Os ISIS terminaram a carreira a dizer ‘Simply put, ISIS has done everything we wanted to do, said everything we wanted to say’. No documentário Blood Sweat + Vinyl ouvimos o Aaron Turner a dizer algo como ‘Para nós, repetirmo-nos seria um fracasso’. Receias repetir-te ou chegar a um ponto de estagnação?
Julgo que por vezes as bandas agarram-se a uma fórmula e depois têm dificuldade em libertar-se dela. Já me aconteceu. Foi uma das razões por detrás do fim de algumas bandas em que estive.

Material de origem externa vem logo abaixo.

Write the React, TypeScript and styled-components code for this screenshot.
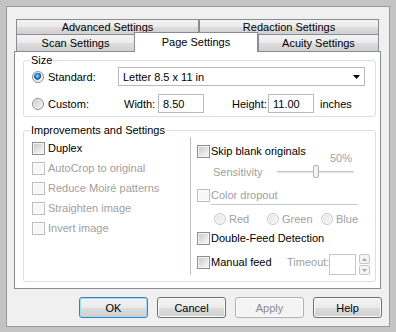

É muito mais recompensador fazer música que nos surge como uma espécie de descoberta. No entanto, julgo que não há nada de errado em conheceres as tuas limitações e manteres-te dentro de um certo registo que foste aperfeiçoando ao longo do tempo. Mas percebo perfeitamente que uma banda se possa sentir frustrada ao perceber que já não faz as coisas com a mesma pica com que em tempos criou algo novo e inesperado. A música deve ser um “despertar”.
Sei que vocês têm o público em conta quando escolhem as set lists, fazendo por tocarem não só as malhas novas mas também os ‘clássicos’. Nem todas as bandas o fazem, ou pelo menos não o admitem. E se de repente vos apetece-se tocar versões black metal das vossas músicas, ou fazer um concerto acústico ou … outra coisa qualquer?
É mais divertido tocar para um público que está no mesmo comprimento de onda que nós, por isso gostamos de incluir material com o qual o público já está familiarizado. Respeito as histórias de bandas como os Husker Du, que saíam em tour para tocar apenas músicas novas, inéditas, depois voltavam e gravavam o disco, e depois voltavam a sair em tour para tocar apenas música que o pessoal ainda não tinha ouvido. Mas eu gosto de ver o pessoal excitado nos nossos concertos quando começamos a tocar uma música que as pessoas já conhecem bem. O entusiasmo deles entusiasma-me, e todo o concerto corre melhor. Além disso, é muito agradável misturar músicas antigas, com as quais já estamos mais do que confortáveis, com malhas novas que ainda mal sabemos tocar ao vivo. Demasiadas canções antigas e aborrecemo-nos, demasiadas canções novas e temos um esgotamento nervoso.
Sei que gostas de ler quando estás em tour, que livros trazes na mala?
Terminei agora mesmo o segundo volume de “A Minha Luta”, de Karl Ove Knausgaard. Estou tentado a ir dar uma volta e comprar o terceiro. Mas geralmente tento evitar coisas pesadas e muito literárias, se é que me entendes, quando ando em tour. É complicado manter-me concentrado com tudo o que se passa à minha volta quando andamos de um lado para o outro. Posto isto, meti na mochila o “Cadernos do Submundo” do Dostoiévski e um livro sobre as estratégias políticas do Japão durante a Segunda Guerra Mundial – pelos vistos desta vez não optei por coisas leves. Talvez compre um Fifty Shades of Grey ou uns Harry Potter para equilibrar a coisa.
Quanto aos Russian Circles, o que se segue? O Memorial já cá anda há quase dois anos, podemos contar com novidades para breve ou nem por isso?
Vamos estar a trabalhar num disco novo durante o Outono, com sorte está cá fora na Primavera do próximo ano.